Parenthetical look is the occurrence of look as a unit with the following traits (e.g. Brinton 2008: 7–14; Kaltenböck et al. 2011: 853–857):

  1. it is syntactically autonomous from the clause that it accompanies, as the lack of a syntagmatic link between Dutch kijk look’ and the ensuing sentence in (1) shows;

  2. it may be positionally flexible and/or prosodically detached from its associated clause, as indicated by the comma after Italian guarda ‘look’ in (2);

  3. it does not contribute to the content of its associated clause but concerns the situation in which this clause is uttered.[1]
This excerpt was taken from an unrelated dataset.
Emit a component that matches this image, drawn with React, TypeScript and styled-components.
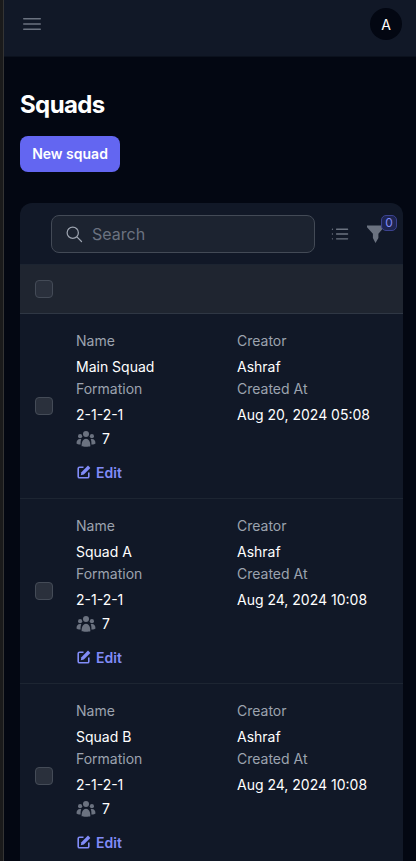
import React, { FC } from "react";
import styled, { createGlobalStyle } from "styled-components";

type Squad = {
  name: string;
  createdAt: string;
};

const squads: Squad[] = [
  { name: "Main Squad", createdAt: "Aug 20, 2024 05:08" },
  { name: "Squad A", createdAt: "Aug 24, 2024 10:08" },
  { name: "Squad B", createdAt: "Aug 24, 2024 10:08" }
];

const GlobalStyle = createGlobalStyle`
  html, body {
    margin: 0;
    padding: 0;
    height: 861px;
    overflow: hidden;
    background: #1a1a1b;
    font-family: Inter, "Liberation Sans", sans-serif;
  }
  * {
    box-sizing: border-box;
  }
`;

const Shell = styled.div`
  height: 861px;
  margin-left: 3px;
  overflow: hidden;
  background: #030712;
  border-left: 1px solid #343434;
`;

const TopBar = styled.header`
  height: 57px;
  padding: 8px 14px 0 16px;
  display: flex;
  align-items: flex-start;
  justify-content: space-between;
  background: #111827;
  border-bottom: 1px solid #0b111d;
`;

const MenuIcon = styled.svg`
  width: 24px;
  height: 24px;
  margin-top: 4px;
  color: #6b7280;
`;

const Avatar = styled.div`
  width: 32px;
  height: 32px;
  border-radius: 50%;
  background: #030712;
  color: #fff;
  font-size: 14px;
  display: flex;
  align-items: center;
  justify-content: center;
`;

const Main = styled.main`
  padding: 32px 13px 0 16px;
`;

const Title = styled.h1`
  margin: 0;
  font-size: 24px;
  line-height: 32px;
  font-weight: 700;
  letter-spacing: -0.6px;
  color: #fff;
`;

const PrimaryButton = styled.button`
  display: block;
  margin-top: 15px;
  width: 100px;
  height: 36px;
  padding: 0;
  border: 0;
  border-radius: 8px;
  background: #6366f1;
  color: #fff;
  font: 600 14px/20px Inter, sans-serif;
`;

const Card = styled.section`
  margin-top: 31px;
  border-radius: 12px 12px 0 0;
  background: #111827;
  overflow: hidden;
`;

const Toolbar = styled.div`
  height: 61px;
  padding: 0 0 0 31px;
  display: flex;
  align-items: center;
`;

const SearchBox = styled.div`
  flex: 0 0 264px;
  height: 38px;
  padding: 0 12px;
  display: flex;
  align-items: center;
  gap: 8px;
  background: #1c2330;
  border: 1px solid #434a56;
  border-radius: 8px;
`;

const SearchIcon = styled.svg`
  width: 20px;
  height: 20px;
  color: #9ca3af;
  flex: none;
`;

const Placeholder = styled.span`
  color: #6b7280;
  font-size: 16px;
`;

const ListIcon = styled.svg`
  width: 22px;
  height: 22px;
  margin-left: 14px;
  color: #6b7280;
  flex: none;
`;

const FilterButton = styled.div`
  position: relative;
  width: 17px;
  height: 18px;
  margin: 1px 0 0 16px;
  flex: none;
`;

const FilterIcon = styled.svg`
  width: 17px;
  height: 18px;
  color: #6b7280;
  display: block;
`;

const Badge = styled.span`
  position: absolute;
  top: -10px;
  left: 14px;
  width: 16px;
  height: 16px;
  border-radius: 5px;
  background: #1e2550;
  border: 1px solid #3c4390;
  color: #818cf8;
  font-size: 12px;
  line-height: 14px;
  text-align: center;
`;

const HeaderRow = styled.div`
  height: 50px;
  padding-left: 15px;
  display: flex;
  align-items: center;
  background: #1f2530;
  border-top: 1px solid #1c2431;
  border-bottom: 1px solid #2f3744;
`;

const Check = styled.span`
  display: block;
  width: 18px;
  height: 18px;
  border-radius: 4px;
  background: #2a303c;
  border: 1px solid #444b57;
  flex: none;
`;

const Row = styled.article`
  height: 185px;
  padding-left: 15px;
  display: flex;
  border-bottom: 1px solid #1d2532;
`;

const CheckCell = styled.div`
  width: 41px;
  height: 184px;
  display: flex;
  align-items: center;
  flex: none;
`;

const Fields = styled.div`
  width: 161px;
  padding-top: 17px;
  flex: none;
`;

const Field = styled.div`
  margin-bottom: 2px;
`;

const Label = styled.div`
  line-height: 20px;
  margin-bottom: 6px;
  font-size: 14px;
  color: #9ca3af;
`;

const Value = styled.div`
  line-height: 20px;
  font-size: 14px;
  color: #fff;
`;

const Count = styled(Value)`
  margin-top: 4px;
  display: flex;
  align-items: center;
  gap: 6px;
`;

const UsersIcon = styled.svg`
  width: 20px;
  height: 16px;
  color: #6b7280;
  flex: none;
`;

const EditLink = styled.a`
  margin-top: 13px;
  height: 20px;
  display: flex;
  align-items: center;
  gap: 5px;
  padding-left: 1px;
  color: #818cf8;
  font-size: 14px;
  font-weight: 600;
`;

const EditIcon = styled.svg`
  width: 14px;
  height: 14px;
  flex: none;
`;

const SquadRow: FC<{ squad: Squad }> = ({ squad }) => (
  <Row>
    <CheckCell>
      <Check />
    </CheckCell>
    <Fields>
      <Field>
        <Label>Name</Label>
        <Value>{squad.name}</Value>
      </Field>
      <Field>
        <Label>Formation</Label>
        <Value>2-1-2-1</Value>
      </Field>
      <Count>
        <UsersIcon viewBox="0 0 20 16" fill="currentColor">
          <circle cx="10" cy="3.1" r="3" />
          <circle cx="4.1" cy="5.2" r="2.1" />
          <circle cx="15.9" cy="5.2" r="2.1" />
          <path d="M5.6 15.2c0-4.6 1.7-7.4 4.4-7.4s4.4 2.8 4.4 7.4c-1.3.6-7.5.6-8.8 0z" />
          <path d="M4.6 13.4c-2.2 0-3.8-.5-4.1-1 0-2.6 1.3-4.4 3.4-4.4.5 0 1 .1 1.4.3-.6 1.3-.8 3.1-.7 5.1z" />
          <path d="M15.4 13.4c2.2 0 3.8-.5 4.1-1 0-2.6-1.3-4.4-3.4-4.4-.5 0-1 .1-1.4.3.6 1.3.8 3.1.7 5.1z" />
        </UsersIcon>
        7
      </Count>
      <EditLink>
        <EditIcon viewBox="0 0 14 14">
          <path
            d="M6.5 2.2H2.6c-.8 0-1.4.6-1.4 1.4v7.8c0 .8.6 1.4 1.4 1.4h7.8c.8 0 1.4-.6 1.4-1.4V7.5"
            fill="none"
            stroke="currentColor"
            strokeWidth="1.6"
          />
          <path d="M11 .6l2.4 2.4-6.6 6.6-3 .6.6-3z" fill="currentColor" />
        </EditIcon>
        Edit
      </EditLink>
    </Fields>
    <Fields>
      <Field>
        <Label>Creator</Label>
        <Value>Ashraf</Value>
      </Field>
      <Field>
        <Label>Created At</Label>
        <Value>{squad.createdAt}</Value>
      </Field>
    </Fields>
  </Row>
);

const App: FC = () => (
  <>
    <GlobalStyle />
    <Shell>
      <TopBar>
        <MenuIcon viewBox="0 0 24 24" fill="none" stroke="currentColor" strokeWidth="1.5" strokeLinecap="round">
          <path d="M3.75 6.75h16.5M3.75 12h16.5M3.75 17.25h16.5" />
        </MenuIcon>
        <Avatar>A</Avatar>
      </TopBar>
      <Main>
        <Title>Squads</Title>
        <PrimaryButton>New squad</PrimaryButton>
        <Card>
          <Toolbar>
            <SearchBox>
              <SearchIcon viewBox="0 0 24 24" fill="none" stroke="currentColor" strokeWidth="1.5" strokeLinecap="round">
                <path d="M21 21l-5.2-5.2M17.25 10.5a6.75 6.75 0 1 1-13.5 0 6.75 6.75 0 0 1 13.5 0z" />
              </SearchIcon>
              <Placeholder>Search</Placeholder>
            </SearchBox>
            <ListIcon viewBox="0 0 24 24" fill="none" stroke="currentColor" strokeWidth="1.5" strokeLinecap="round">
              <path d="M8.25 6.75h12M8.25 12h12M8.25 17.25h12M3.75 6.75h.01M3.75 12h.01M3.75 17.25h.01" />
            </ListIcon>
            <FilterButton>
              <FilterIcon viewBox="0 0 17 18" fill="currentColor">
                <path d="M0 .5h17v1.8l-5.6 6.4v4.4L8.5 18l-2.6-5V8.7L0 2.3z" />
              </FilterIcon>
              <Badge>0</Badge>
            </FilterButton>
          </Toolbar>
          <HeaderRow>
            <Check />
          </HeaderRow>
          {squads.map(squad => (
            <SquadRow key={squad.name} squad={squad} />
          ))}
        </Card>
      </Main>
    </Shell>
  </>
);

export default App;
More precisely, trait (iii) means that it typically functions as a pragmatic marker, understood here as an umbrella term (e.g. Crible 2017: 108; Fraser 2009: 7; Van Olmen and Šinkūnienė 2021) for a variety of items signposting connections between parts of discourse, expressing a speaker’s non-propositional stance and/or handling interaction with interlocutors. Consider kijk in (1), which Van Olmen (2010a: 228) describes as conveying both “an appeal to the addressee … to consider what is said” and the speaker’s commitment to that utterance “as an important and truthful contribution”. In the same vein, consider guarda in (2), which is characterized as “guiding the interlocutor to focus on the process of enunciation … and to act accordingly” (Ghezzi and Molinelli 2014: 119).[2]

(1)
Dutch
Wat een moeilijke vraag of je Bach had willen zijn.
‘What a difficult question, whether you had wanted to be Bach.’
Kijk Bach zal waarschijnlijk lang zoveel niet plezier aan zijn muzie
look Bach will probably long as.much not pleasure on his musi
uh muziek hebben beleefd als ik.
uhm music have experienced as I
‘Look, Bach would not have experienced even close to as much pleasure from his musi uhm music as I.’
(Van Olmen 2010a: 223)
(2)
Italian
Guarda , se le chiedi scusa, tutto si sistema
look if her you.ask pardon everything itself fix
‘Look, if you apologize to her, everything will be all right.’
(Ghezzi and Molinelli 2014: 119)

‘Look’ is propositionally redundant for the realization of the linguistic act in both examples. It does not affect the perlocutionary effects of the statements, i.e. the effects that the speaker tries to achieve in – or rather via – an addressee (see Austin 1962; Tantucci and Wang 2020a) and its surplus of meaning[3] can be said to be geared toward the addressee’s projected reactions to what is being said (cf. Tantucci 2021).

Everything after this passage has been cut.